The dollar’s direction remains the near-term gatekeeper. The dollar index was marginally higher at 97.06, Reuters reported, while money markets priced about 62 basis points of easing over the rest of 2026 — roughly two quarter-point cuts (a quarter-point is 25 basis points) and about a 50% chance of a third, with June seen as the most likely first cut. Source: Reuters

Silver carries a split personality: it is both a precious metal that can benefit from risk hedging, and an industrial input that can track growth expectations.
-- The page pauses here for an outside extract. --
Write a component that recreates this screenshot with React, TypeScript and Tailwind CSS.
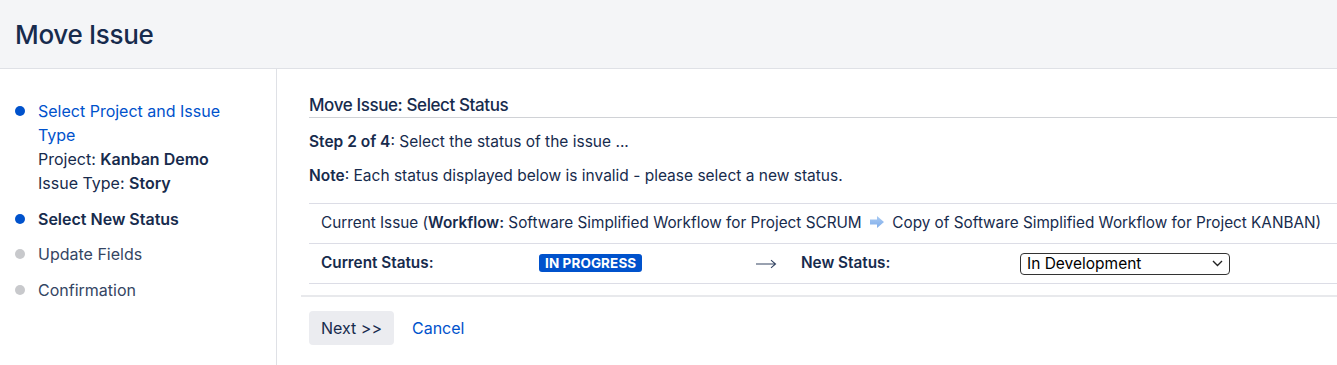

That tug-of-war has been running through prices as traders toggle between rate-cut bets and the macro data.

In U.S.-listed products, the iShares Silver Trust ETF (SLV), which is backed by physical silver, last closed on Friday at $70.04, up 0.46%, ahead of Tuesday’s reopen. Source: Yahoo

On the fund side, SLV’s net asset value was $70.08 as of Feb. 13, according to iShares. Source: Ishares

A risk for silver bulls is that the dollar firms further once U.S. trading normalizes, or that the next round of U.S. numbers pushes yields higher, lifting the opportunity cost of holding non-yielding metals. The upside case is the opposite: softer yields and a weaker dollar can put a floor under prices quickly, especially if volatility drags momentum traders back in.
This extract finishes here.